»»

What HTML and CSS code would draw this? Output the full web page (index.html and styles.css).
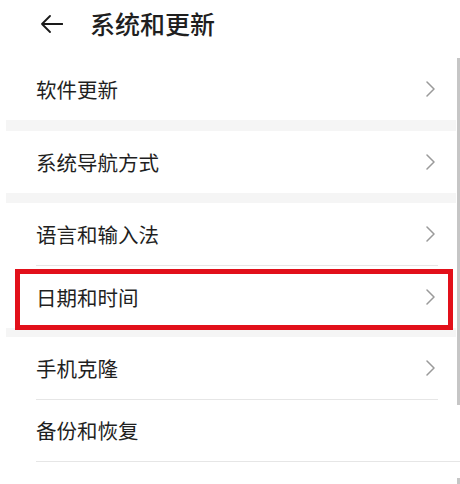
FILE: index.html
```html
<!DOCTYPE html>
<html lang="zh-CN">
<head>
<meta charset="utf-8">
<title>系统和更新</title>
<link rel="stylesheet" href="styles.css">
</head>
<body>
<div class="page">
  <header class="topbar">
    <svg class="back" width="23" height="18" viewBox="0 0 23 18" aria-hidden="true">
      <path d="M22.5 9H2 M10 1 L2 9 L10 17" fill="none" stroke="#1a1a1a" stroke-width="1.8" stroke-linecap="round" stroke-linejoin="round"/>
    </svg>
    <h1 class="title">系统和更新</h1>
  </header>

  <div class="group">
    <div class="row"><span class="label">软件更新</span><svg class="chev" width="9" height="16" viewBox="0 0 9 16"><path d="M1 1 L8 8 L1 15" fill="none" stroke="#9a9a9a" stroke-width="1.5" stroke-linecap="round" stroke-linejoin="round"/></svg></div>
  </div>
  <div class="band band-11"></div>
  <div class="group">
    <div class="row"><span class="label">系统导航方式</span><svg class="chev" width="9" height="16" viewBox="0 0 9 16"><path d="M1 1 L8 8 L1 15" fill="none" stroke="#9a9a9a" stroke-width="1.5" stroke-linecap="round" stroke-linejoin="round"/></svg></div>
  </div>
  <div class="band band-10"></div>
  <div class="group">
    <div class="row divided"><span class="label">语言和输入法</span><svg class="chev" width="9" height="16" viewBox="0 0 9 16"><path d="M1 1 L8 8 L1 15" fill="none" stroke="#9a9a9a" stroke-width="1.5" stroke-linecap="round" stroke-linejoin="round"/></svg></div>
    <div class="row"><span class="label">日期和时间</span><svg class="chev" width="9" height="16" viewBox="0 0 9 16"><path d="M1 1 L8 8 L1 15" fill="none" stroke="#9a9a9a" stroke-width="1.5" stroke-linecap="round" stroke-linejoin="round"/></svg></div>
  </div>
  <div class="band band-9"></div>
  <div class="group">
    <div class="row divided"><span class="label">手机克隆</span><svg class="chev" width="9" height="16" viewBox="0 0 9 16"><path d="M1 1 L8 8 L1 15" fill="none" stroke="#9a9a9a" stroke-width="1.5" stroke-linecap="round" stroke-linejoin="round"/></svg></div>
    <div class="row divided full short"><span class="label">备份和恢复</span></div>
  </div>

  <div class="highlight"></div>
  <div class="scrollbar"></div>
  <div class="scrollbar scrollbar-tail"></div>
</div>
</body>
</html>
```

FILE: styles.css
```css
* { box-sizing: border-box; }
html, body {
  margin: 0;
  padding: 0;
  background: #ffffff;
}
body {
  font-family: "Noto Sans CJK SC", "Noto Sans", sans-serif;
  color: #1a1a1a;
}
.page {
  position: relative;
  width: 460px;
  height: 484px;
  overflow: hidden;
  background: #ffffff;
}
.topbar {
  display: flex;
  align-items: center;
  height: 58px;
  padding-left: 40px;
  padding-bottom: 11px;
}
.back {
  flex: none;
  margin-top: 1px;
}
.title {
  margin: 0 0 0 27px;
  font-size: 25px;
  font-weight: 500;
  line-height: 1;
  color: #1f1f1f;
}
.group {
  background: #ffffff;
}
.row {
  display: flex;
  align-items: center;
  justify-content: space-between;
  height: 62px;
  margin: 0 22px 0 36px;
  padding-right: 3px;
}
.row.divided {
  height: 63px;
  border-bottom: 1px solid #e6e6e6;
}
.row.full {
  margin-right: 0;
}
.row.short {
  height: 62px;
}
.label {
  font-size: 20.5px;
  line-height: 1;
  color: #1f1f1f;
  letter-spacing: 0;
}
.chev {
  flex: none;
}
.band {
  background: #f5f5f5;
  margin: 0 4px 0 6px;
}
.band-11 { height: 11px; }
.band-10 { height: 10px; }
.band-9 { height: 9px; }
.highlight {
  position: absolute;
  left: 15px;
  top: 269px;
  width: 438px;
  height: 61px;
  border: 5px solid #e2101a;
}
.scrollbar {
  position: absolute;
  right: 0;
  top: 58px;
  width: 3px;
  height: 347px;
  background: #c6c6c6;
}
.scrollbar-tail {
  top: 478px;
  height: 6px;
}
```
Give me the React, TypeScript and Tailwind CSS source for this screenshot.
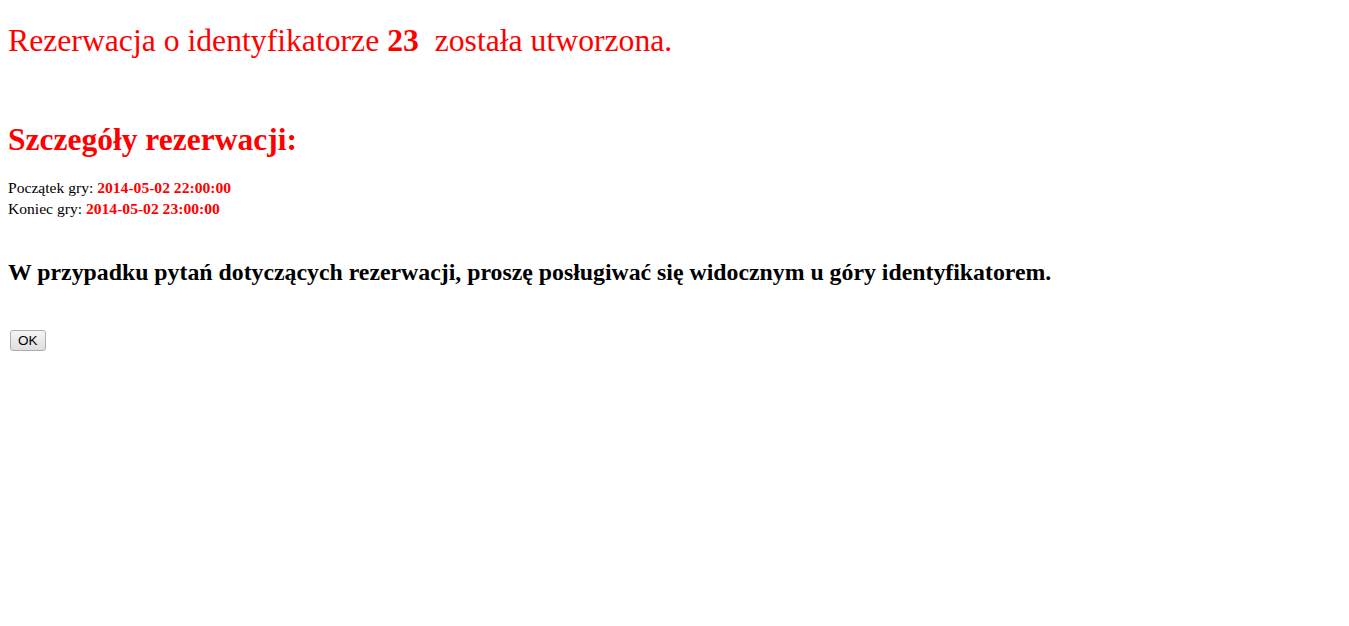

««

What to produce - Copy every line above word for word and exclude the pictures.

Final result -
What HTML and CSS code would draw this? Output the full web page (index.html and styles.css).
FILE: index.html
```html
<!DOCTYPE html>
<html lang="zh-CN">
<head>
<meta charset="utf-8">
<title>系统和更新</title>
<link rel="stylesheet" href="styles.css">
</head>
<body>
<div class="page">
  <header class="topbar">
    <svg class="back" width="23" height="18" viewBox="0 0 23 18" aria-hidden="true">
      <path d="M22.5 9H2 M10 1 L2 9 L10 17" fill="none" stroke="#1a1a1a" stroke-width="1.8" stroke-linecap="round" stroke-linejoin="round"/>
    </svg>
    <h1 class="title">系统和更新</h1>
  </header>

  <div class="group">
    <div class="row"><span class="label">软件更新</span><svg class="chev" width="9" height="16" viewBox="0 0 9 16"><path d="M1 1 L8 8 L1 15" fill="none" stroke="#9a9a9a" stroke-width="1.5" stroke-linecap="round" stroke-linejoin="round"/></svg></div>
  </div>
  <div class="band band-11"></div>
  <div class="group">
    <div class="row"><span class="label">系统导航方式</span><svg class="chev" width="9" height="16" viewBox="0 0 9 16"><path d="M1 1 L8 8 L1 15" fill="none" stroke="#9a9a9a" stroke-width="1.5" stroke-linecap="round" stroke-linejoin="round"/></svg></div>
  </div>
  <div class="band band-10"></div>
  <div class="group">
    <div class="row divided"><span class="label">语言和输入法</span><svg class="chev" width="9" height="16" viewBox="0 0 9 16"><path d="M1 1 L8 8 L1 15" fill="none" stroke="#9a9a9a" stroke-width="1.5" stroke-linecap="round" stroke-linejoin="round"/></svg></div>
    <div class="row"><span class="label">日期和时间</span><svg class="chev" width="9" height="16" viewBox="0 0 9 16"><path d="M1 1 L8 8 L1 15" fill="none" stroke="#9a9a9a" stroke-width="1.5" stroke-linecap="round" stroke-linejoin="round"/></svg></div>
  </div>
  <div class="band band-9"></div>
  <div class="group">
    <div class="row divided"><span class="label">手机克隆</span><svg class="chev" width="9" height="16" viewBox="0 0 9 16"><path d="M1 1 L8 8 L1 15" fill="none" stroke="#9a9a9a" stroke-width="1.5" stroke-linecap="round" stroke-linejoin="round"/></svg></div>
    <div class="row divided full short"><span class="label">备份和恢复</span></div>
  </div>

  <div class="highlight"></div>
  <div class="scrollbar"></div>
  <div class="scrollbar scrollbar-tail"></div>
</div>
</body>
</html>
```

FILE: styles.css
```css
* { box-sizing: border-box; }
html, body {
  margin: 0;
  padding: 0;
  background: #ffffff;
}
body {
  font-family: "Noto Sans CJK SC", "Noto Sans", sans-serif;
  color: #1a1a1a;
}
.page {
  position: relative;
  width: 460px;
  height: 484px;
  overflow: hidden;
  background: #ffffff;
}
.topbar {
  display: flex;
  align-items: center;
  height: 58px;
  padding-left: 40px;
  padding-bottom: 11px;
}
.back {
  flex: none;
  margin-top: 1px;
}
.title {
  margin: 0 0 0 27px;
  font-size: 25px;
  font-weight: 500;
  line-height: 1;
  color: #1f1f1f;
}
.group {
  background: #ffffff;
}
.row {
  display: flex;
  align-items: center;
  justify-content: space-between;
  height: 62px;
  margin: 0 22px 0 36px;
  padding-right: 3px;
}
.row.divided {
  height: 63px;
  border-bottom: 1px solid #e6e6e6;
}
.row.full {
  margin-right: 0;
}
.row.short {
  height: 62px;
}
.label {
  font-size: 20.5px;
  line-height: 1;
  color: #1f1f1f;
  letter-spacing: 0;
}
.chev {
  flex: none;
}
.band {
  background: #f5f5f5;
  margin: 0 4px 0 6px;
}
.band-11 { height: 11px; }
.band-10 { height: 10px; }
.band-9 { height: 9px; }
.highlight {
  position: absolute;
  left: 15px;
  top: 269px;
  width: 438px;
  height: 61px;
  border: 5px solid #e2101a;
}
.scrollbar {
  position: absolute;
  right: 0;
  top: 58px;
  width: 3px;
  height: 347px;
  background: #c6c6c6;
}
.scrollbar-tail {
  top: 478px;
  height: 6px;
}
```
Give me the React, TypeScript and Tailwind CSS source for this screenshot.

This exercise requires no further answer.